Before you go acting all offended like you've never heard a hostile or sarcastic tone before, I'm not Wanderer, and hostile is what I am.

8:10 PM  
Anonymous Anonymous said...

MC, it sounds like you're saying democracy is a system of government where none of us gives a shit about anything outside our own personal lives and we let a distant "system" tell us how our society is going to work.

I always thought democracy meant that the people have a voice in deciding how we are governed. When the people don't agree about the best way to do things, then we discuss them.

Your reference to Prohibition is a good example of how things can go wrong when we yield to passionate activism and put a flawed policy into place. We need to look at all the angles calmly and dispassionately before we pass laws.

9:23 AM  
Blogger Wanderer said...

Well, I see that this thing blew up a little while I was away. :) Glad to see that you saw the conversation and threw your hat in the ring this time, MC.

Sorry for the delay, anonymous.
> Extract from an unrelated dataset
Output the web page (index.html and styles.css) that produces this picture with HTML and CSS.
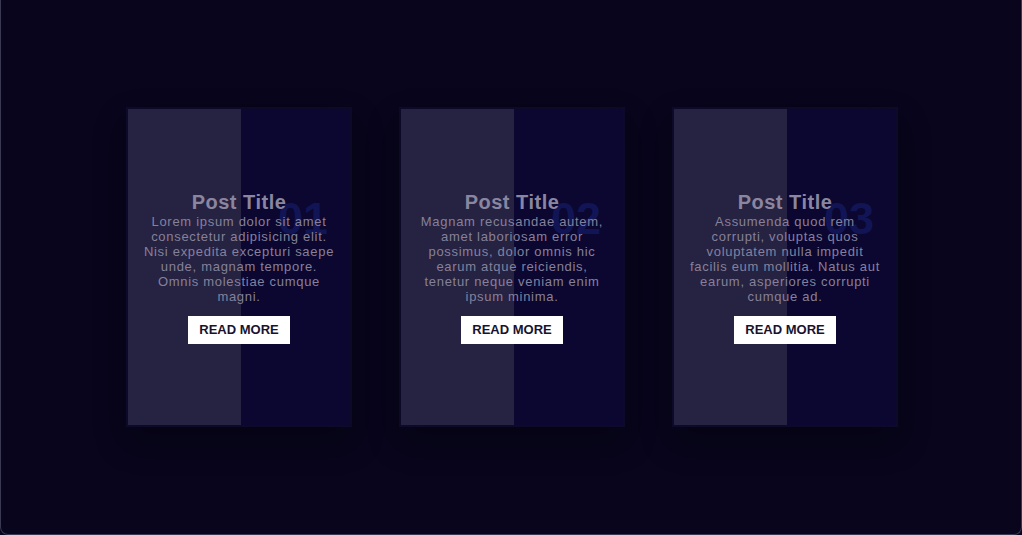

Now to my delayed response.

"Marriage, defined in that way, was a long-standing tradition before either the state of New York or the United States were incorporated as governments."

As was the concept of slavery, women as little more than property and a bunch of other nifty little things we have chosen to discard over time.

"You dismissed any argument based on tradition as 'defective'. Well, tradition is just another way of saying 'precedent', and that's what our legal system is all about."

Incorrect. I dismiss any argument based solely on tradition as defective. Even in the legal system precedent does not always hold, and legislation erases prior precedent.

"Well, there are plenty of other household arrangements out there which involve love and familial care. What about two siblings who never marry and share a home into old age? What about a divorced child who moves back in with an elderly parent and together they provide a home for the grandchildren? What about a collective of friends who want to own land and raise their children together?"

Yet none of these relationships are comitted monogamous relationships. The nature of the relationship the people have to each other is different. Of course there is no way of legislating love, which would be the purest form of a contractual relationship of this sort. Where it becomes prejudicial is when you consider that the contractual arrangement, Marriage to a woman, is a boys only club.

"Can anyone explain why my preference for promoting and strengthening civil unions rather than changing the definition of marriage makes me a bigot? I just think it's better public policy."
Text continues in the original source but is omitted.